Let’s face it: This is a lost year for players at every level, and the effect on young pitchers will be profound. Due to injuries and volatile performance, baseball’s pitching pipeline must be constantly replenished, and an entire generation of minor-league pitchers who might have tacked an extra 20% on their odometers in preparing for 2021 or ’22 major league debuts are essentially frozen.
It’s not hard to imagine the industry responding, at least in coming years, by further marginalizing the role of the starter, leaning heavily on “openers” or piggybacking a pair of starters in a single game.

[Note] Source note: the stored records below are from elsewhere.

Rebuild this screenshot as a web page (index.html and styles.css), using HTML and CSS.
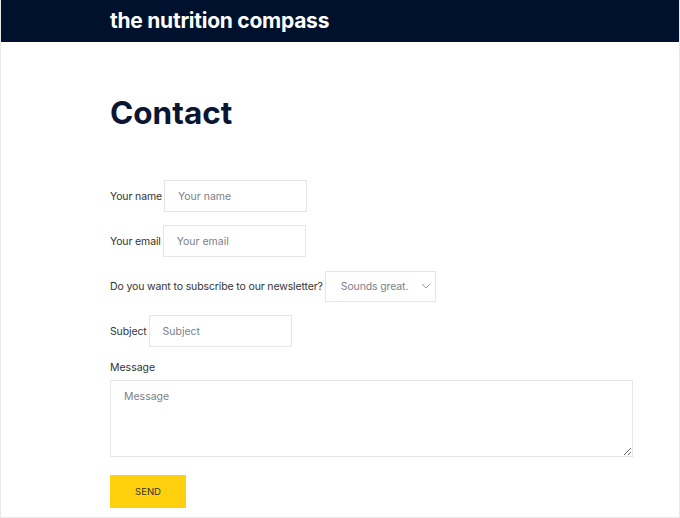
FILE: index.html
```html
<!DOCTYPE html>
<html lang="en">
<head>
  <meta charset="UTF-8">
  <meta name="viewport" content="width=device-width, initial-scale=1.0">
  <title>Contact - the nutrition compass</title>
  <link rel="stylesheet" href="styles.css">
</head>
<body>
  <div class="page">
    <header class="site-header">
      <div class="inner">
        <span class="logo">the nutrition compass</span>
      </div>
    </header>

    <main class="inner">
      <h1>Contact</h1>

      <form class="contact-form">
        <div class="row">
          <label for="name">Your name</label>
          <input type="text" id="name" placeholder="Your name">
        </div>
        <div class="row">
          <label for="email">Your email</label>
          <input type="text" id="email" placeholder="Your email">
        </div>
        <div class="row">
          <label for="news">Do you want to subscribe to our newsletter?</label>
          <div class="select">
            <span>Sounds great.</span>
            <svg width="10" height="6" viewBox="0 0 10 6"><path d="M1 1l4 4 4-4" fill="none" stroke="#999" stroke-width="1"/></svg>
          </div>
        </div>
        <div class="row">
          <label for="subject">Subject</label>
          <input type="text" id="subject" placeholder="Subject">
        </div>
        <div class="row-block">
          <label for="message">Message</label>
          <textarea id="message" placeholder="Message"></textarea>
        </div>
        <button type="button">SEND</button>
      </form>
    </main>
  </div>
</body>
</html>
```

FILE: styles.css
```css
* {
  box-sizing: border-box;
}

body {
  margin: 0;
  background: #fff;
  font-family: Inter, "Liberation Sans", sans-serif;
  color: #333;
}

.page {
  height: 518px;
  border: 1px solid #e8e8e8;
  border-top: none;
  overflow: hidden;
}

.inner {
  width: 523px;
  margin-left: 109px;
}

.site-header {
  background-color: #00112e;
  height: 42px;
}

.site-header .inner {
  padding-top: 8px;
}

.logo {
  color: #fff;
  font-weight: 700;
  font-size: 21px;
  letter-spacing: -0.25px;
}

h1 {
  margin: 52px 0 0;
  font-size: 31.5px;
  font-weight: 700;
  color: #0b1633;
  line-height: 38px;
}

.contact-form {
  margin-top: 48px;
}

.row {
  display: flex;
  align-items: center;
  height: 32px;
  margin-bottom: 13px;
  font-size: 10.5px;
  letter-spacing: -0.13px;
}

.row label {
  margin-right: 2px;
}

input,
.select,
textarea {
  border: 1px solid #e6e6e6;
  background: #fff;
  font-family: inherit;
  font-size: 10.5px;
  color: #333;
}

input {
  width: 143px;
  height: 32px;
  padding: 0 13px;
}

input::placeholder,
textarea::placeholder {
  color: #7a7f88;
}

.select {
  width: 111px;
  height: 31px;
  display: flex;
  align-items: center;
  justify-content: space-between;
  padding: 0 4px 0 15px;
  color: #7a7f88;
}

.row-block {
  padding-top: 1px;
  font-size: 10.5px;
}

.row-block label {
  display: block;
  margin-bottom: 6px;
}

textarea {
  display: block;
  width: 523px;
  height: 77px;
  padding: 9px 13px;
  resize: vertical;
}

button {
  margin-top: 18px;
  width: 76px;
  height: 33px;
  border: none;
  background-color: #ffd00d;
  color: #333;
  font-family: inherit;
  font-size: 9.5px;
}
```
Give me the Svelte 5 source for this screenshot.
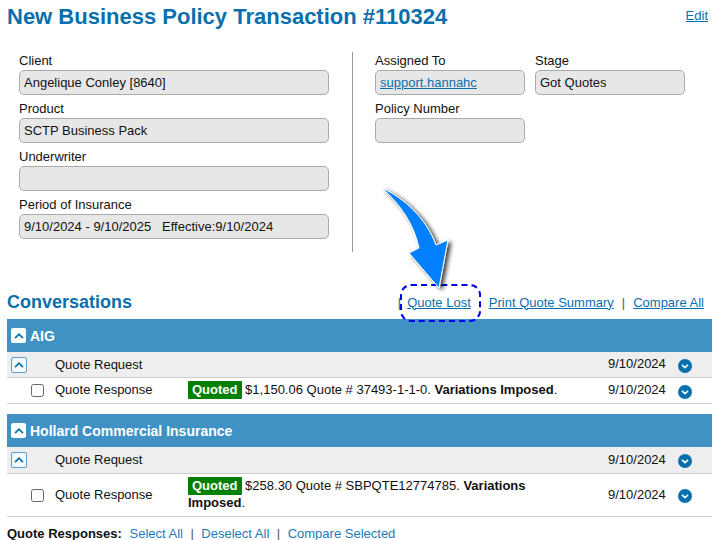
<script>
	const left = [
		{ label: 'Client', value: 'Angelique Conley [8640]' },
		{ label: 'Product', value: 'SCTP Business Pack' },
		{ label: 'Underwriter', value: '' },
		{ label: 'Period of Insurance', value: '9/10/2024 - 9/10/2025\u00a0\u00a0\u00a0Effective:9/10/2024' }
	];
</script>

{#snippet upIcon()}
	<svg viewBox="0 0 16 16" width="14" height="14" aria-hidden="true"><path d="M3.5 10.5 8 6l4.5 4.5" fill="none" stroke="currentColor" stroke-width="2" /></svg>
{/snippet}

{#snippet downBtn()}
	<span class="down">
		<svg viewBox="0 0 14 14" width="14" height="14" aria-hidden="true"><path d="M4 5.8 7 8.6l3-2.8" fill="none" stroke="#fff" stroke-width="1.6" /></svg>
	</span>
{/snippet}

<div class="page">
	<header class="top">
		<h1>New Business Policy Transaction #110324</h1>
		<a href="#edit" class="edit">Edit</a>
	</header>

	<section class="details">
		<div class="col-left">
			{#each left as f}
				<div class="field">
					<span class="label">{f.label}</span>
					<div class="box">{f.value}</div>
				</div>
			{/each}
		</div>
		<div class="col-right">
			<div class="field">
				<span class="label">Assigned To</span>
				<div class="box"><a href="#user">support.hannahc</a></div>
			</div>
			<div class="field">
				<span class="label">Stage</span>
				<div class="box">Got Quotes</div>
			</div>
			<div class="field">
				<span class="label">Policy Number</span>
				<div class="box"></div>
			</div>
		</div>
	</section>

	<div class="conv-head">
		<h2>Conversations</h2>
		<div class="actions">
			<span class="sep first">|</span>
			<a href="#lost" class="lost">Quote Lost</a>
			<a href="#print">Print Quote Summary</a>
			<span class="sep">|</span>
			<a href="#compare">Compare All</a>
		</div>
		<span class="callout"></span>
		<svg class="arrow" viewBox="0 0 90 110" width="90" height="110" aria-hidden="true">
			<defs>
				<filter id="sh" x="-30%" y="-30%" width="160%" height="160%">
					<feDropShadow dx="3" dy="2" stdDeviation="2" flood-color="#000" flood-opacity="0.75" />
				</filter>
			</defs>
			<path d="M2 2C24 12 46 32 56 59L68 54 59 102 29 67 39 62C34 38 20 18 2 2Z" fill="#0080ff" stroke="#fff" stroke-width="1" filter="url(#sh)" />
		</svg>
	</div>

	<section class="group">
		<div class="group-head"><span class="up white">{@render upIcon()}</span>AIG</div>
		<div class="row request">
			<span class="up outline">{@render upIcon()}</span>
			<span class="name">Quote Request</span>
			<span class="desc"></span>
			<span class="date">9/10/2024</span>
			{@render downBtn()}
		</div>
		<div class="row response">
			<span class="check"></span>
			<span class="name">Quote Response</span>
			<span class="desc"><span class="badge">Quoted</span> $1,150.06 Quote # 37493-1-1-0. <b>Variations Imposed</b>.</span>
			<span class="date">9/10/2024</span>
			{@render downBtn()}
		</div>
	</section>

	<section class="group">
		<div class="group-head"><span class="up white">{@render upIcon()}</span>Hollard Commercial Insurance</div>
		<div class="row request">
			<span class="up outline">{@render upIcon()}</span>
			<span class="name">Quote Request</span>
			<span class="desc"></span>
			<span class="date">9/10/2024</span>
			{@render downBtn()}
		</div>
		<div class="row response tall">
			<span class="check"></span>
			<span class="name">Quote Response</span>
			<span class="desc"><span class="badge">Quoted</span> $258.30 Quote # SBPQTE12774785. <b>Variations Imposed</b>.</span>
			<span class="date">9/10/2024</span>
			{@render downBtn()}
		</div>
	</section>

	<footer class="foot">
		<b>Quote Responses:</b>
		<a href="#all">Select All</a><span class="sep">|</span><a href="#none">Deselect All</a><span class="sep">|</span><a href="#sel">Compare Selected</a>
	</footer>
</div>

<style>
	:global(body) {
		margin: 0;
		background: #fff;
	}

	.page {
		width: 716px;
		height: 540px;
		overflow: hidden;
		font-family: 'Liberation Sans', Arial, sans-serif;
		font-size: 13px;
		color: #111;
	}

	a {
		color: #0a6fad;
	}

	/* title */
	.top {
		display: flex;
		justify-content: space-between;
		padding: 4px 8px 0 7px;
		height: 48px;
		box-sizing: border-box;
	}

	h1 {
		margin: 0;
		font-size: 22px;
		line-height: 26px;
		color: #0a6fad;
	}

	.edit {
		line-height: 16px;
		margin-top: 4px;
	}

	/* details */
	.details {
		display: flex;
		height: 200px;
		margin-top: 4px;
	}

	.col-left {
		width: 310px;
		margin-left: 19px;
		padding-right: 23px;
		border-right: 1px solid #999;
	}

	.col-right {
		display: grid;
		grid-template-columns: 150px 150px;
		column-gap: 10px;
		margin-left: 22px;
		align-content: start;
	}

	.field {
		height: 48px;
	}

	.label {
		display: block;
		line-height: 18px;
		height: 18px;
	}

	.box {
		box-sizing: border-box;
		height: 25px;
		line-height: 23px;
		padding: 0 4px;
		background: #e7e7e7;
		border: 1px solid #aaa;
		border-radius: 5px;
		white-space: nowrap;
	}

	/* conversations */
	.conv-head {
		position: relative;
		z-index: 1;
		display: flex;
		justify-content: space-between;
		align-items: center;
		height: 38px;
		margin-top: 29px;
		padding: 0 12px 0 7px;
		box-sizing: border-box;
	}

	h2 {
		margin: 0;
		font-size: 18px;
		color: #0a6fad;
		padding-top: 4px;
	}

	.actions {
		display: flex;
		align-items: center;
		padding-top: 4px;
	}

	.sep {
		color: #555;
		margin: 0 7.5px;
	}

	.actions .sep {
		margin: 0 8px;
	}

	.actions .sep.first {
		margin: 0 6px 0 0;
	}

	.lost {
		margin-right: 18px;
	}

	.callout {
		position: absolute;
		left: 400px;
		top: 3px;
		width: 77px;
		height: 34px;
		border: 2px dashed #0000ee;
		border-radius: 11px;
	}

	.arrow {
		position: absolute;
		left: 380px;
		top: -95px;
	}

	.group {
		margin: 0 4px 10px 7px;
	}

	.group-head {
		display: flex;
		align-items: center;
		height: 33px;
		background: #3f92c3;
		color: #fff;
		font-weight: 700;
		font-size: 14px;
		padding-left: 4px;
		gap: 4px;
	}

	.up {
		display: inline-flex;
		align-items: center;
		justify-content: center;
		box-sizing: border-box;
		width: 15px;
		height: 15px;
		border-radius: 2px;
		flex: none;
	}

	.up.white {
		background: #fff;
		color: #0a6fad;
	}

	.up.outline {
		width: 16px;
		height: 16px;
		background: #f4f8fb;
		color: #0a6fad;
		border: 1px solid #5a9fd0;
		margin-left: 4px;
		margin-right: 28px;
	}

	.row {
		display: flex;
		align-items: center;
		min-height: 26px;
		box-sizing: border-box;
		border-bottom: 1px solid #ccc;
		background: #fff;
	}

	.row.request {
		background: #eee;
	}

	.group + .group .row.request {
		min-height: 27px;
	}

	.group + .group .request .name {
		margin-top: -1px;
	}

	.row.tall {
		height: 43px;
	}

	.check {
		box-sizing: border-box;
		width: 13px;
		height: 13px;
		border: 1px solid #666;
		border-radius: 2.5px;
		background: #fff;
		margin-left: 24px;
		margin-right: 11px;
		flex: none;
	}

	.name {
		width: 133px;
		flex: none;
	}

	.response .name,
	.response .desc {
		margin-top: -2px;
	}

	.desc {
		box-sizing: border-box;
		width: 420px;
		padding-right: 40px;
		flex: none;
		line-height: 17px;
	}

	.badge {
		display: inline-block;
		background: #008000;
		color: #fff;
		font-weight: 700;
		padding: 0 4px;
		line-height: 18px;
		margin-bottom: -1px;
		border-radius: 1px;
	}

	.date {
		width: 70px;
		flex: none;
		margin-top: -2px;
	}

	.down {
		display: inline-flex;
		width: 14px;
		height: 14px;
		border-radius: 50%;
		background: #0a6fad;
		flex: none;
		margin-top: 2px;
	}

	.foot {
		padding-left: 7px;
		line-height: 16px;
		margin-top: -1px;
	}

	.foot b {
		margin-right: 4px;
	}

	.foot a {
		color: #1e7ab8;
		text-decoration: none;
	}
</style>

Lest we forget, 2020 marks the start of creeping commercialization onto the major league uniform: The Nike swoosh will adorn every jersey as part of a 10-year deal worth a reported $1 billion.
Now, as Yahoo Sports reports, MLB’s proposal to the players to begin the season includes a line item allowing “corporate advertising on uniforms in 2020 and 2021.”
Consider the floodgates open.
This will certainly be a thorny issue for MLB and its fans. The uniform has been relatively sacrosanct, and its appeal has always been a key extender of the league and its teams brands.
This isn’t MLS, after all, where you’d think some teams were named after a sketchy multi-level marketing nutritional company.
But once again, we go back to that key word: Revenue. With the very future of spectator sports in some doubt for several years, the need to make up the difference in gate proceeds will be profound. Remember when advertising on outfield walls was a tacky accoutrement better suited for minor league teams?
Well, the 1994-95 work stoppage suddenly made teams quite willing to slap Old Navy and W.B. Mason all over its walls. Now, MLB must find the fine line between stuffing a few bucks in its pocket and giving over too much of its threads to Chico’s Bail Bonds.